» **TASK INSTRUCTIONS**
Leave out the pictures and retype only the lines from the opening line to the line that holds "const textLines = [0, 1, 2, 3, 4, 5, 6]", both ends included.

» **MATERIAL PROVIDED**
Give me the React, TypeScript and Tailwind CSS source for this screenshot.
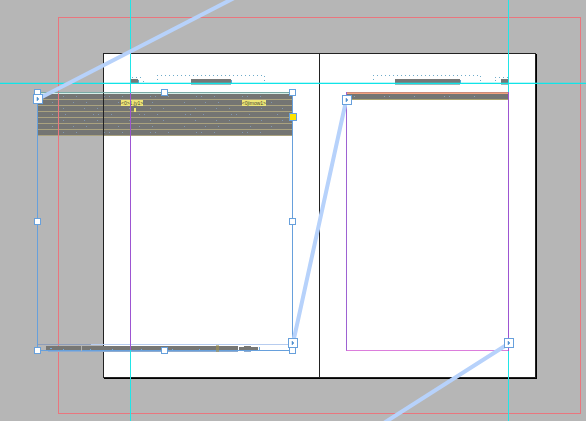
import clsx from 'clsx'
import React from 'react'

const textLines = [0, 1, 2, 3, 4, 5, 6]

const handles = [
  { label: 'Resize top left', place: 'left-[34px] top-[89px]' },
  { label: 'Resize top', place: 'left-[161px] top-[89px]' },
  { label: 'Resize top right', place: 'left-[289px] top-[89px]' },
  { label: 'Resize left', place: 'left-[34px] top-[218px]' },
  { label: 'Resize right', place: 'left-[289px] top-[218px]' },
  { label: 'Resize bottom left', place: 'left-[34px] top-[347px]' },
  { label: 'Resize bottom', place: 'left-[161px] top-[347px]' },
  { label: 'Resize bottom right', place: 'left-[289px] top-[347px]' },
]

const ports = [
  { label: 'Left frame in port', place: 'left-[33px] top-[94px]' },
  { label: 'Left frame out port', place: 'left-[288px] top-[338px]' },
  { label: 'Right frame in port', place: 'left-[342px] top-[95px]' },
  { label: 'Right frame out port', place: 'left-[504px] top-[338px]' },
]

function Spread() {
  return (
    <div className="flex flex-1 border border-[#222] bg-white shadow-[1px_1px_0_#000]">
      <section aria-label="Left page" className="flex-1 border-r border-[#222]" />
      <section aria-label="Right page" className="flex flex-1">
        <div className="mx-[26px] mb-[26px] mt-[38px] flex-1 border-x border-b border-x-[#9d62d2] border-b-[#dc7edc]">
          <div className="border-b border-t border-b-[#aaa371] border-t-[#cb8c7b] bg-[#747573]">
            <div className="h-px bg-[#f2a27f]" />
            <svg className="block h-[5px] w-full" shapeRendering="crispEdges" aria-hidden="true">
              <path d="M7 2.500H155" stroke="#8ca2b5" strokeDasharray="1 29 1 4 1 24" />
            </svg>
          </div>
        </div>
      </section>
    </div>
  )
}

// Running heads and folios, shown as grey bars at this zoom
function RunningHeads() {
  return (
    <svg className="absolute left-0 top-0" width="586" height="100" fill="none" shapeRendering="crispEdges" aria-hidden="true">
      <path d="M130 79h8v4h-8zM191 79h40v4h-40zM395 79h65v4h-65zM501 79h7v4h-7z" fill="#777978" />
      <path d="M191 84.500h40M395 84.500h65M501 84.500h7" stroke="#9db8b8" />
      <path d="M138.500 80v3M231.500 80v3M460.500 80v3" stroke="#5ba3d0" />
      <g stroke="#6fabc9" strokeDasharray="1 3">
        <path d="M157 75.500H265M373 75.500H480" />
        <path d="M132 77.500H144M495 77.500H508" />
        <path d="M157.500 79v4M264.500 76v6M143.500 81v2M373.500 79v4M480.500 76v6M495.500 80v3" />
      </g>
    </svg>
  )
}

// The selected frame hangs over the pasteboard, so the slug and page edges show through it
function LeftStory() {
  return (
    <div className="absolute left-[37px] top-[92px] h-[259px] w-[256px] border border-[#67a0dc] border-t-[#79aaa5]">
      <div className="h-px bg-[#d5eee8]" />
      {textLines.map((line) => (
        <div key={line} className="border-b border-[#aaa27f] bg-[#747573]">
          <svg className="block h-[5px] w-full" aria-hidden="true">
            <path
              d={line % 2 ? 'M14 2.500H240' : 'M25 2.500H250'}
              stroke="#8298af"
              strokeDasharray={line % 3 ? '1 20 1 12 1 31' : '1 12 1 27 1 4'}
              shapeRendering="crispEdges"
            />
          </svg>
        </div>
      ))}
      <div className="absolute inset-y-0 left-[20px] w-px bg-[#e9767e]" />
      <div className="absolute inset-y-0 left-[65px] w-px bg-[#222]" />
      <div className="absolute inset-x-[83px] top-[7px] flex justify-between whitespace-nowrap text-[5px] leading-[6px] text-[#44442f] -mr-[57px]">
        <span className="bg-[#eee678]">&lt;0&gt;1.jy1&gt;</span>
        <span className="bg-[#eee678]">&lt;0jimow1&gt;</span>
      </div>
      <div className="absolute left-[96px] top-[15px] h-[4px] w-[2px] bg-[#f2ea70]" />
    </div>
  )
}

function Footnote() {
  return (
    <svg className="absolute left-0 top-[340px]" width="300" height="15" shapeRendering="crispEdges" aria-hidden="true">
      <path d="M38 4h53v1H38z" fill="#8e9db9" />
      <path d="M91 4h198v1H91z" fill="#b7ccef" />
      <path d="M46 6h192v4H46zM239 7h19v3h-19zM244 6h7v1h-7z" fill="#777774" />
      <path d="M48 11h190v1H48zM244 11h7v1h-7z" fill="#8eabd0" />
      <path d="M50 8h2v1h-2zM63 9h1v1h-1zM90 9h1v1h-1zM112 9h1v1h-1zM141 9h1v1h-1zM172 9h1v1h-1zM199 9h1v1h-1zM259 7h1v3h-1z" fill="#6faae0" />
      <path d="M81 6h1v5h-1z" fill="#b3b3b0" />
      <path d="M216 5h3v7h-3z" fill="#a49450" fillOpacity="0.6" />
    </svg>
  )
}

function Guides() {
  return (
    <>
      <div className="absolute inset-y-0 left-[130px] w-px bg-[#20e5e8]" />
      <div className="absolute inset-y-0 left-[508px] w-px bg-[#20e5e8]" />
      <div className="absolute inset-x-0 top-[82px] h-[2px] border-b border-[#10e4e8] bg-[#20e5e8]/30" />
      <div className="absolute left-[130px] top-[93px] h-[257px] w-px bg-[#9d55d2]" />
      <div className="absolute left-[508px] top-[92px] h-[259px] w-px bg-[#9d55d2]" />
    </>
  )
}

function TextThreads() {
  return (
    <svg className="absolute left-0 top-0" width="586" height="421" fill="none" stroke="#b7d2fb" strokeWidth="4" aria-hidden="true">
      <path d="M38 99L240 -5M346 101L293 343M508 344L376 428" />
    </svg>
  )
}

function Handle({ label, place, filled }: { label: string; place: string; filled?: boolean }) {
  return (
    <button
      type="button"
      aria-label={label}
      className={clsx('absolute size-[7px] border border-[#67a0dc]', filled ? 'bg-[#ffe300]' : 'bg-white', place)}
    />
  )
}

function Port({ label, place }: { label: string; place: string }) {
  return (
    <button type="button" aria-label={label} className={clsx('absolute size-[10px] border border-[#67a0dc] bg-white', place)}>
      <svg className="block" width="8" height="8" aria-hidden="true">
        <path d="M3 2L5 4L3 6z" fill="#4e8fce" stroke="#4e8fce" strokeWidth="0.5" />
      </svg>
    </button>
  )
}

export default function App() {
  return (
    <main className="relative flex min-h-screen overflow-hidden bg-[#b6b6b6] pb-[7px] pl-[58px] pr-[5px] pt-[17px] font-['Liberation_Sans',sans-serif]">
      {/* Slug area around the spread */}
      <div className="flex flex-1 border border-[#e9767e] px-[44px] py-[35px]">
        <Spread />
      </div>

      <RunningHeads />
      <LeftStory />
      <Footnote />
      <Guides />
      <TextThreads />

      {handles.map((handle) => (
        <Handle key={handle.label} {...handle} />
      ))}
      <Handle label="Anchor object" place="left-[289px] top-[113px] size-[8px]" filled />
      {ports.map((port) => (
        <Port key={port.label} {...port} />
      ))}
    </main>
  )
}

» **RESPONSE BELOW**
Give me the React, TypeScript and Tailwind CSS source for this screenshot.
import clsx from 'clsx'
import React from 'react'

const textLines = [0, 1, 2, 3, 4, 5, 6]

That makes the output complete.